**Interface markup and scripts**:
····················
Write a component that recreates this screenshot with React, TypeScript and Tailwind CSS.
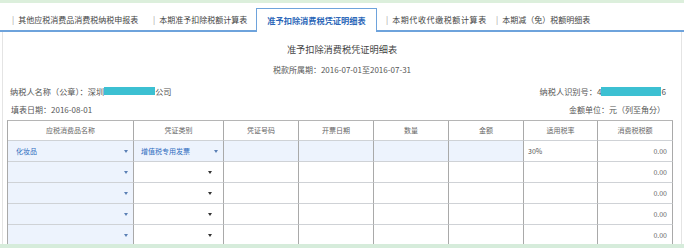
import React from "react";

const headers = ["应税消费品名称", "凭证类别", "凭证号码", "开票日期", "数量", "金额", "适用税率", "消费税税额"];

function Tri({ color }: { color: string }) {
  return (
    <svg width="4" height="3" viewBox="0 0 4 3" className="shrink-0">
      <path d="M0 0 L4 0 L2 3 Z" fill={color} />
    </svg>
  );
}

const cell = "border-r border-b border-r-[#a9a9a9] border-b-[#cfd2d6] h-[21px] flex items-center text-[7px]";

function Row({ first }: { first: boolean }) {
  const blue = "bg-[#edf3fd]";
  return (
    <>
      <div className={`${cell} ${blue} pl-[8px] pr-[5px] justify-between`}>
        <span className="text-[#2f6cc0]">{first ? "化妆品" : ""}</span>
        <Tri color="#5a7fb5" />
      </div>
      <div className={`${cell} ${first ? blue : "bg-white"} pl-[7px] ${first ? "pr-[5px]" : "pr-[11px]"} justify-between`}>
        <span className="text-[#2f6cc0]">{first ? "增值税专用发票" : ""}</span>
        <Tri color={first ? "#5a7fb5" : "#333"} />
      </div>
      <div className={`${cell} ${first ? blue : "bg-white"}`} />
      <div className={`${cell} ${first ? blue : "bg-white"}`} />
      <div className={`${cell} ${first ? blue : "bg-white"}`} />
      <div className={`${cell} ${first ? blue : "bg-white"}`} />
      <div className={`${cell} bg-white pl-[4px] text-[#555]`}>{first ? "30%" : ""}</div>
      <div className={`${cell} bg-white justify-end pr-[5px] text-[#666]`}>0.00</div>
    </>
  );
}

export default function App() {
  return (
    <div className="w-[684px] h-[248px] overflow-hidden bg-white flex flex-col font-['Noto_Sans_CJK_SC',sans-serif] text-[#555]">
      <div className="h-[3px] bg-[#dcefdc] shrink-0" />
      {/* tab bar */}
      <div className="h-[29px] shrink-0 border-b-2 border-[#6ea3dc] flex items-end pl-[12px] text-[8px] text-[#444]">
        <div className="w-[141px] h-[23px] flex items-center gap-[4px] pt-[2px]">
          <span className="text-[#999]">|</span>
          <span>其他应税消费品消费税纳税申报表</span>
        </div>
        <div className="w-[103px] h-[23px] flex items-center gap-[4px] pt-[2px]">
          <span className="text-[#999]">|</span>
          <span>本期准予扣除税额计算表</span>
        </div>
        <div className="w-[121px] h-[24px] -mb-[2px] bg-white border-x border-t border-[#6ea3dc] flex items-center justify-center font-bold text-[#2c67b8] text-[8.2px] relative z-10">
          准予扣除消费税凭证明细表
        </div>
        <div className="ml-[9px] w-[110px] h-[23px] flex items-center gap-[4px] pt-[2px]">
          <span className="text-[#999]">|</span>
          <span className="tracking-[0.6px]">本期代收代缴税额计算表</span>
        </div>
        <div className="h-[23px] flex items-center gap-[4px] pt-[2px]">
          <span className="text-[#999]">|</span>
          <span>本期减（免）税额明细表</span>
        </div>
      </div>
      {/* content */}
      <div className="flex-1 min-h-0 overflow-hidden mx-[2px] border-x border-[#e4e4e4] flex flex-col">
        <div className="mt-[11px] h-[12px] leading-[12px] text-center text-[9.2px] text-[#444]">准予扣除消费税凭证明细表</div>
        <div className="mt-[9px] h-[12px] leading-[12px] text-center text-[8px]">税款所属期：2016-07-01至2016-07-31</div>
        <div className="mt-[9px] h-[12px] leading-[12px] flex justify-between pl-[7px] pr-[15px] text-[8.2px]">
          <div className="flex items-center">
            <span>纳税人名称（公章）：深圳</span>
            <span className="inline-block w-[51px] h-[8px] bg-[#3cc0d2]" />
            <span>公司</span>
          </div>
          <div className="flex items-center">
            <span>纳税人识别号：4</span>
            <span className="inline-block w-[60px] h-[9px] bg-[#3cc0d2]" />
            <span>6</span>
          </div>
        </div>
        <div className="mt-[7px] h-[12px] leading-[12px] flex justify-between pl-[8px] pr-[16px] text-[8px]">
          <span>填表日期：2016-08-01</span>
          <span>金额单位：元（列至角分）</span>
        </div>
        <div className="mt-[4px] ml-[4px] w-[666px] grid grid-cols-[126px_90px_75px_75px_75px_75px_74px_75px] border-l border-t border-l-[#a9a9a9] border-t-[#b5b5b5]">
          {headers.map((h) => (
            <div key={h} className="h-[20px] border-r border-b border-r-[#a9a9a9] border-b-[#cfd2d6] flex items-center justify-center text-[7px] text-[#666]">
              {h}
            </div>
          ))}
          <Row first={true} />
          <Row first={false} />
          <Row first={false} />
          <Row first={false} />
          <Row first={false} />
        </div>
      </div>
      <div className="h-[4px] bg-[#d6ecdb] shrink-0" />
    </div>
  );
}
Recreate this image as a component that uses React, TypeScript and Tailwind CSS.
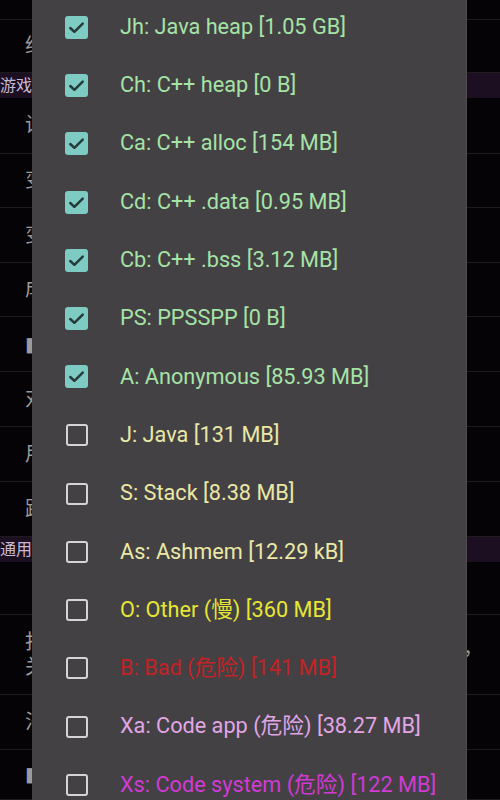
import React from "react";

/**
 * Datas
 */
type Item = { label: string; checked: boolean; color: string };

const items: Item[] = [
  { label: "Jh: Java heap [1.05 GB]", checked: true, color: "text-[#a6e3a6]" },
  { label: "Ch: C++ heap [0 B]", checked: true, color: "text-[#a6e3a6]" },
  { label: "Ca: C++ alloc [154 MB]", checked: true, color: "text-[#a6e3a6]" },
  { label: "Cd: C++ .data [0.95 MB]", checked: true, color: "text-[#a6e3a6]" },
  { label: "Cb: C++ .bss [3.12 MB]", checked: true, color: "text-[#a6e3a6]" },
  { label: "PS: PPSSPP [0 B]", checked: true, color: "text-[#a6e3a6]" },
  { label: "A: Anonymous [85.93 MB]", checked: true, color: "text-[#a6e3a6]" },
  { label: "J: Java [131 MB]", checked: false, color: "text-[#ebe8a6]" },
  { label: "S: Stack [8.38 MB]", checked: false, color: "text-[#ebe8a6]" },
  { label: "As: Ashmem [12.29 kB]", checked: false, color: "text-[#ebe8a6]" },
  { label: "O: Other (慢) [360 MB]", checked: false, color: "text-[#e6e635]" },
  { label: "B: Bad (危险) [141 MB]", checked: false, color: "text-[#c42226]" },
  { label: "Xa: Code app (危险) [38.27 MB]", checked: false, color: "text-[#e2a6e6]" },
  { label: "Xs: Code system (危险) [122 MB]", checked: false, color: "text-[#d23ad6]" },
];

const font = { fontFamily: "Roboto, 'Noto Sans CJK SC', sans-serif" };

/**
 * Background rows (mostly hidden behind the dialog)
 */
function BgRow({ h, text, right }: { h: string; text?: string; right?: string }) {
  return (
    <div className={`${h} border-b border-[#1d1b1e] flex items-center justify-between px-[25px] text-[20px] text-[#9c9a9c]`}>
      <span className="leading-[25px] whitespace-pre">{text}</span>
      {right && <span className="mr-[-8px] mt-[-14px]">{right}</span>}
    </div>
  );
}

function Band({ text }: { text: string }) {
  return (
    <div className="h-[25px] bg-[#1c0f22] flex items-center text-[16px] text-[#c9b9d3]">
      <span>{text}</span>
    </div>
  );
}

function CheckBox({ checked }: { checked: boolean }) {
  if (!checked)
    return <div className="w-[22px] h-[22px] rounded-[3px] border-2 border-[#d4d4d4]" />;
  return (
    <div className="w-[23px] h-[23px] rounded-[3px] bg-[#7ecbc3] flex items-center justify-center">
      <svg width="23" height="23" viewBox="0 0 24 24" fill="none">
        <path d="M5.5 12.5 L9.8 16.5 L18.5 8" stroke="#263b39" strokeWidth="2.6" strokeLinecap="round" strokeLinejoin="round" />
      </svg>
    </div>
  );
}

/**
 * Page
 */
export default function App() {
  return (
    <div className="relative w-[500px] h-[800px] overflow-hidden bg-[#050306]" style={font}>
      <div className="flex flex-col">
        <BgRow h="h-[20px]" />
        <BgRow h="h-[53px]" text="给" />
        <Band text="游戏" />
        <BgRow h="h-[56px]" text="设" />
        <BgRow h="h-[54px]" text="变" />
        <BgRow h="h-[55px]" text="变" />
        <BgRow h="h-[54px]" text="成" />
        <BgRow h="h-[55px]" text="▮" />
        <BgRow h="h-[55px]" text="对" />
        <BgRow h="h-[55px]" text="用" />
        <BgRow h="h-[55px]" text="距" />
        <Band text="通用" />
        <BgRow h="h-[53px]" />
        <BgRow h="h-[80px]" text={"打\n关"} right="兑，" />
        <BgRow h="h-[55px]" text="法" />
        <BgRow h="h-[50px]" text="▮" />
      </div>

      {/* dialog */}
      <div className="absolute top-0 bottom-0 left-[32px] w-[435px] bg-[#434144] border-r border-[#4f4d50]">
        <div className="flex flex-col mt-[-2px]">
          {items.map((it) => (
            <div key={it.label} className="h-[58.3px] flex items-center pl-[33px]">
              <div className="w-[23px] flex justify-center">
                <CheckBox checked={it.checked} />
              </div>
              <span className={`ml-[32px] text-[21.7px] whitespace-nowrap ${it.color}`}>{it.label}</span>
            </div>
          ))}
        </div>
      </div>
    </div>
  );
}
····················
**WHAT YOU ARE ASKED TO DO**: Drop the images and output only the lines from the one that contains "Recreate this image" to the one that contains "string; checked: boolean;", both included.

**ANSWER TO THE PROBLEM**:
Recreate this image as a component that uses React, TypeScript and Tailwind CSS.
import React from "react";

/**
 * Datas
 */
type Item = { label: string; checked: boolean; color: string };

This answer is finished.